Yesterday, while scouring the internet for my favorite Chris Drury photo, I stumbled upon this very interesting, very long Sports Illustrated article. I now know pretty much everything about Chris Drury. Here is a short summary of what I've learned:
1. He has been a champion literally his whole life.
2. He's incredibly intense (hot) about his work ethic (meh).
3. He manages to be totally committed to his sport while simultaneously maintaining a zen-like understanding of the unimportance of hockey and sports stardom. (The article suggests that this characteristic is the key to Chris Drury- incidentally, it is also the key to my heart.)
4. The article doesn't come directly out and say it, but based on his above mentioned work ethic, and his apparent lack of humor about lolly-gagging and frivolity, I can now assume that Mr. Drury would find my four day long Eating-Microwave-Popcorn-While-Watching-Arrested-Development-And-
Crocheting-A-Thon decidedly unattractive, which is fine because he is....
5. ....married with two kids.
Here is the part of the article that really caught my attention:
The seconds are dwindling: 8.9 seconds ... 8.6.... When Drury sees Briere jabbing at the puck behind the net, he glides, almost lackadaisically, across the Pittsburgh crease: 8.5 ... 8.4 ... 8.3.... Briere knows without seeing that Drury will be there. "He's always in the right spot," he says. "It's amazing. You can always count on Chris when the game's on the line." Drury, meanwhile, is barely thinking: no hope, no fear, no worry about whether he'll score or not.
"In some ways it's already been decided," Drury says. "Mentally and physically, if you're prepared and you make your move, you make what you think is a good shot. If it doesn't go in, it wasn't meant to be. There's not much sense in fearing that."

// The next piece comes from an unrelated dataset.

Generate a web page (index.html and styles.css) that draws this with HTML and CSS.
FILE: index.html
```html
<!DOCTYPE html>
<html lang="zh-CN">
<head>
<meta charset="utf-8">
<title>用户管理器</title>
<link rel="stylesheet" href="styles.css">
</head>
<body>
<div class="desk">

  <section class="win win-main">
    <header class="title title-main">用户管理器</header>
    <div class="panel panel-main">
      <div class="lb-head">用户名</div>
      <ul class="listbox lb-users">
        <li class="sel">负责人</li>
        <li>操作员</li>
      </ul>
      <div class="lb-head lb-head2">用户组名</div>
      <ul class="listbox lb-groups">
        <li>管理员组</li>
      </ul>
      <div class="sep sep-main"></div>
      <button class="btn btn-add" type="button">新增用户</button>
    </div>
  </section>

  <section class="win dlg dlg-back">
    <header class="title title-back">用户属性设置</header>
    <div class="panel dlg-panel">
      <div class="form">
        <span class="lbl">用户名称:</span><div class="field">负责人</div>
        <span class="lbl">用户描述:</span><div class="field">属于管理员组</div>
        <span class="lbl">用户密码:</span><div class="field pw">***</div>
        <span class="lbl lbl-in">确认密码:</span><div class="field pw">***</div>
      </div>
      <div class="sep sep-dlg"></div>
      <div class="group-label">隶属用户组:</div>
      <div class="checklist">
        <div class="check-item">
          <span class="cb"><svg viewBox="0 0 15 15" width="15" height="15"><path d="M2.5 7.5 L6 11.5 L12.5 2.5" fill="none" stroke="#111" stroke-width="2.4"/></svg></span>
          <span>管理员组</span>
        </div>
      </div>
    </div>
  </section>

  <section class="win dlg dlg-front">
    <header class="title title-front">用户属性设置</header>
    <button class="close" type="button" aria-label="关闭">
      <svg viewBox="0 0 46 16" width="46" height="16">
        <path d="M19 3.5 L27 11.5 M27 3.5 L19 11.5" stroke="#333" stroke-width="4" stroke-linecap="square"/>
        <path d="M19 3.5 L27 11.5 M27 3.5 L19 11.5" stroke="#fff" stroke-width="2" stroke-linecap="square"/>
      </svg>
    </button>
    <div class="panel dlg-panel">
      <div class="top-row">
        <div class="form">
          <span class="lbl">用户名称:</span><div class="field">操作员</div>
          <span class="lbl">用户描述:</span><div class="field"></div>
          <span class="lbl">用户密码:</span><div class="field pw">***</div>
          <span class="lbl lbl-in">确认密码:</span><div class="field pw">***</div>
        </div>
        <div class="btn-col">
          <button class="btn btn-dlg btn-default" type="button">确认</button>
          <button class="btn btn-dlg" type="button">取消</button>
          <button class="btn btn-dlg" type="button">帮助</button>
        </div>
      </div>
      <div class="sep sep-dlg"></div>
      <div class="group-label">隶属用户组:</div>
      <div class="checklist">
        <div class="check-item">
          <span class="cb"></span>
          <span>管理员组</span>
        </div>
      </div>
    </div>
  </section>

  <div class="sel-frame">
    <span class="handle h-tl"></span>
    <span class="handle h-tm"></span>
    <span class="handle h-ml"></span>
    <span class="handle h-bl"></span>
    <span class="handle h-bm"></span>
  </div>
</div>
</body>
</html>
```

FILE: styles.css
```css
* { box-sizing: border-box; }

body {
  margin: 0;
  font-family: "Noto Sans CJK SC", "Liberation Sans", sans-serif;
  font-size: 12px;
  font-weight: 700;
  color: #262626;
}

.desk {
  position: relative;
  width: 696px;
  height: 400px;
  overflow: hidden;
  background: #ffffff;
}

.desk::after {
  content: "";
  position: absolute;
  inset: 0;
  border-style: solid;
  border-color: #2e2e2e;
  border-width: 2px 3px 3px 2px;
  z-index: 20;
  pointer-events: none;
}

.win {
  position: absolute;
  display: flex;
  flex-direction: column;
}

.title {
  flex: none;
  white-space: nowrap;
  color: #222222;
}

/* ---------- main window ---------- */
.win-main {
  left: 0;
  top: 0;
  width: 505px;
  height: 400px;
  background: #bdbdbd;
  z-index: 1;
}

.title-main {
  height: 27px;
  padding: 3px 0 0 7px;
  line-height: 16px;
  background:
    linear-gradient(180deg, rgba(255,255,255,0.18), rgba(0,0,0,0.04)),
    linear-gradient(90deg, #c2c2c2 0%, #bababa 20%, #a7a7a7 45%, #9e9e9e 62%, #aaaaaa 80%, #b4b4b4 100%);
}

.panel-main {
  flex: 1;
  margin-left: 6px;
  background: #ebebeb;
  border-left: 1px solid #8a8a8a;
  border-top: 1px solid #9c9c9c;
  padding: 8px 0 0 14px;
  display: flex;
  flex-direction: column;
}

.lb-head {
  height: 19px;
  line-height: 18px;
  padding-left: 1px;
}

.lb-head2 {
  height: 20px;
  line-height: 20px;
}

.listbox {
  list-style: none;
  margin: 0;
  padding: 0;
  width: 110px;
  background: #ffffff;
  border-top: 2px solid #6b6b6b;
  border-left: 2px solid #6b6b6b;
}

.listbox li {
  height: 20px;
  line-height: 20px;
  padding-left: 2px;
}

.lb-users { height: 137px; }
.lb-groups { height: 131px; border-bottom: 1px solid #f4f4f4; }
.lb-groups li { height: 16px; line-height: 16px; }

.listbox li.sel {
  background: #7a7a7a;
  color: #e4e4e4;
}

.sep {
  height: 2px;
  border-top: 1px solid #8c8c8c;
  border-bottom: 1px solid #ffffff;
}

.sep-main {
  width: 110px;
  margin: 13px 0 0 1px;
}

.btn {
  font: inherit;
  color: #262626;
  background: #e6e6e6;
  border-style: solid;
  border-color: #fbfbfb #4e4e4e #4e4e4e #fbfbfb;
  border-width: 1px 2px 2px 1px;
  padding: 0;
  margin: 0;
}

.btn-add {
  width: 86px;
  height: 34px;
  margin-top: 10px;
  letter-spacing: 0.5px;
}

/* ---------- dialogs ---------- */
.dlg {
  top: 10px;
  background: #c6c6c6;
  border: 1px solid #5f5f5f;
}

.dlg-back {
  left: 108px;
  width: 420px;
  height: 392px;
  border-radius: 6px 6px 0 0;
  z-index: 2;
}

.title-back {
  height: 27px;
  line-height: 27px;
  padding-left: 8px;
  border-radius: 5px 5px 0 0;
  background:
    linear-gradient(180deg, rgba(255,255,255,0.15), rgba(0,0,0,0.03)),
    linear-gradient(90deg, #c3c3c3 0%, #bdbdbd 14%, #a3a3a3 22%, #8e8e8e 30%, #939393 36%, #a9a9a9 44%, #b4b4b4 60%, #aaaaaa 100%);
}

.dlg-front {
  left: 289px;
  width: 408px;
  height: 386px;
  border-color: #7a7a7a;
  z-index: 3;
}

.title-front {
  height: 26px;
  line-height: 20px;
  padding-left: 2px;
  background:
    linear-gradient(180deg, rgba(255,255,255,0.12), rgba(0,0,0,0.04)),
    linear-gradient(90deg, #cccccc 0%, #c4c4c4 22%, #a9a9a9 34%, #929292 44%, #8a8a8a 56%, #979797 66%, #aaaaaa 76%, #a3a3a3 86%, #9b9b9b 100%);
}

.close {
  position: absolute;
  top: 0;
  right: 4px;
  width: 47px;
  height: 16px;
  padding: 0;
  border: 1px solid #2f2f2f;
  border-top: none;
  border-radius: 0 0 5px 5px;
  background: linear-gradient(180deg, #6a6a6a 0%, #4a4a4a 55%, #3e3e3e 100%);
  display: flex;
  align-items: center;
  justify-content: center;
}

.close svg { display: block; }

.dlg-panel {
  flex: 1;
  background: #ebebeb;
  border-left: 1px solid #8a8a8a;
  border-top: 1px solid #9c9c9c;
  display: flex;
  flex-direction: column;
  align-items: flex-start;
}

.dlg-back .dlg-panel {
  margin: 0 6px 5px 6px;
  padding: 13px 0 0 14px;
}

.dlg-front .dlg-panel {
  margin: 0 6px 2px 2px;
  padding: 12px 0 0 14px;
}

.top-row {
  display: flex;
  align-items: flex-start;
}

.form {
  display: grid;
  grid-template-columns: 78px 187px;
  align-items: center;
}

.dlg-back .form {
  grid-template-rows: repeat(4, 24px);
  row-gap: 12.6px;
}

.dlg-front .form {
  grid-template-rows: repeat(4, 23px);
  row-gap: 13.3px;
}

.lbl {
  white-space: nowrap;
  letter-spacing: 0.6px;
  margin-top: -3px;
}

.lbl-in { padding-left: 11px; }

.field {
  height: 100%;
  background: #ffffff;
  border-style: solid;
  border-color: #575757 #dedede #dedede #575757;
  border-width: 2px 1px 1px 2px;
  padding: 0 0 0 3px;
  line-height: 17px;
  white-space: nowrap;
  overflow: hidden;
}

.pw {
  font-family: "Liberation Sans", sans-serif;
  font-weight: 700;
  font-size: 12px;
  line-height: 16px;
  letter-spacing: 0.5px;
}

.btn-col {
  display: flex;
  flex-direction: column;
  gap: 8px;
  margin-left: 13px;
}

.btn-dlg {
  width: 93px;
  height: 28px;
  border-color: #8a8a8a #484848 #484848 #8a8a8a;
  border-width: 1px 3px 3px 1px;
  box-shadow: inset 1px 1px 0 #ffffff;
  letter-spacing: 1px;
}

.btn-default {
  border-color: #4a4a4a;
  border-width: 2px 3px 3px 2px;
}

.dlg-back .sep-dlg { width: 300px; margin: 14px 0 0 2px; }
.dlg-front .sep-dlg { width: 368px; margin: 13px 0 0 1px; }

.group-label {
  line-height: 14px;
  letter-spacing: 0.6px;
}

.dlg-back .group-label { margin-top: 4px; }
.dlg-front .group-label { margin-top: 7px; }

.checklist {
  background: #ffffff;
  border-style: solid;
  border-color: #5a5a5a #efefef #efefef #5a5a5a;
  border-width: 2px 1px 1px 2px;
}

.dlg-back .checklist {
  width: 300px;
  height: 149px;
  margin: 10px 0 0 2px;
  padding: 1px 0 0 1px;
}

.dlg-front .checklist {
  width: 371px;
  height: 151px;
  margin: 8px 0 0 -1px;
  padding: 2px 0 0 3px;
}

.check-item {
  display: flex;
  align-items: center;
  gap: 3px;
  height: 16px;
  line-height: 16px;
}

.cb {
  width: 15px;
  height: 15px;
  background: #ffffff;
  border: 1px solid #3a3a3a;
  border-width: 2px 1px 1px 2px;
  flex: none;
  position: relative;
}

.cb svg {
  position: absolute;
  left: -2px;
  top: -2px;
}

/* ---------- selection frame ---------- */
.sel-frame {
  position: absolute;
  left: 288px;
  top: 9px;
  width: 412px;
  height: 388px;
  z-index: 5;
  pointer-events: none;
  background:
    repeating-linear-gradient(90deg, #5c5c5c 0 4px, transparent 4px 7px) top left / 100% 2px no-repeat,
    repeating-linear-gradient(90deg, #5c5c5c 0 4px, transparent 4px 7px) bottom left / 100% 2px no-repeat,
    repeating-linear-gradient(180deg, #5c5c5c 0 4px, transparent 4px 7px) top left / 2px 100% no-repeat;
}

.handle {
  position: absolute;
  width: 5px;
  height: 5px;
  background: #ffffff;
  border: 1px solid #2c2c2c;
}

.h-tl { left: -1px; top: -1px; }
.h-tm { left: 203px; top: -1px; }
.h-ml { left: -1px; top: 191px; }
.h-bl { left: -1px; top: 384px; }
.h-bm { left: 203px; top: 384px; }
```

I believe my biggest musical issue is that I play with a lot of fear. I'm scared that I'm not good enough, I'm scared that my hard work won't pay off, I'm scared that I will sound like everybody else, I'm scared that I'll sound like the messy spaz that I am. I don't think I am at all unusual in this, in fact, I believe I might be a little ahead of the curve because I can acknowledge this fear and write about it openly on the internet.
I am fascinated and inspired by people, like Drury, who somehow intuitively understand that there is nothing to fear. It's an amazing paradox. In risking failure, he actually risks nothing, and he has incredible success. I have been stuck time and time again in this trap: as I work harder, the burden of failure increases in my mind. The harder I work, the greater my investment, the bigger the failure looms. For Chris Drury, it seems that the harder he works, the lighter the emotional load becomes. The greater his investment, the less he fears failure. Which begs the question, what is Chris Drury really invested in? Winning? Championships? Reading the article, Drury seems to be pursuing a goal outside of the actual game. He is driven to work hard and his goal is just that: to do the very best that he can every minute of every day. The fact that doing his very best has made him a smoking hot sports star seems almost beside the point for Chris Drury.
Every once in awhile I tap into a little glimmer of musical peace, and these are the times when I have the most memorable and successful performances. I can honestly say that my biggest dream in life is to play and live without fear, and yet, I can't seem to find a way to actually pursue this dream. In working hard, I always end up pursuing some other dream, a less important dream- a job, a guy, musical approval. I don't think that fearlessness is something you can pursue. Fearlessness is something that only exists in the moment. It can't be pursued because it doesn't exist in the future, it only exists right this very second, and this second, and this second, and this second, and this second.......
I would be curious to hang out with Chris Drury today, the day after the season ended, to observe disappointment in such a seemingly steady person. I hope he is able to relax and enjoy his family. I hope that along with his awe inspiring commitment to playing hockey, he can also hang out and have fun. If not, Mr. Drury, you are welcome to come over to my apartment. Relaxing and having fun are activities at which I naturally excel. I'll toss some popcorn in the microwave, and we can sit together on the couch, listening to music and crocheting our fears away.